The NY Times is reporting that the city council will hold an oversight hearing into the snafus over at the NYC Board of Elections:

"In the wake of a protracted and contentious vote count in last month’s Democratic Congressional primary in northern Manhattan and the Bronx, the City Council on Thursday announced it will hold an oversight hearing in an effort to determine what went wrong in the ballot-counting process."

And the ever vigilant council speaker is all over it-not wanting to allow anything to taint the democratic process:

"The Board of Elections’ inability to accurately tally and report the results of last month’s Congressional primary in a timely manner threatens the credibility of the democratic process,” Christine C. Quinn, the City Council speaker, said in a statement. “New Yorkers must be able to trust that when they cast a valid ballot, their vote will be counted accurately.”

Here, here-let's all raise a glass to Quinn for her vigilance-but isn't it strange that the speaker has remained mute over an even worse scandal, one that isn't hypothetical? We're talking, of course, about the city's illegal lobbying campaign-the one that tarnished the entire ULURP process over the development at Willets Point.

We know for certain that Claire Shulman lied directly to the city council when she was asked about the amount of city funds that EDC had given her group to lobby-illegally, as it turned out. Perhaps the speaker's muteness is a result of her longstanding friendship with the dowager borough president?

Whatever it is it speaks once again to the fact that for the last eight years-at least when it comes to economic development-Christine Quinn has been little more than a water carrier. And the only time she went against the mayor was over the Kingsbridge Armory when the Bronx delegation dragged her kicking and screaming into the opposition-all because her speakership was hanging in the balance.

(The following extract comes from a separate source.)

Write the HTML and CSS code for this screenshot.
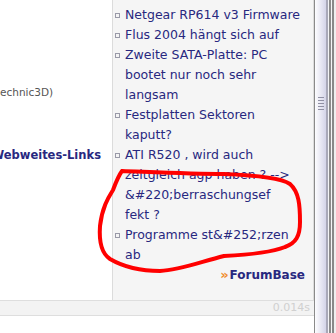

What this means for us-and for all New Yorkers-is that Quinn, should she somehow manage to get elected mayor, will not be a voice for the small businesses and neighborhoods that stand in the path of mega-development. She has come a long way from the days when she was a stalwart community organizer in Chelsea fighting box stores. Perhaps, as Chuck Schumer has said about NY's junior senator, she has, "evolved."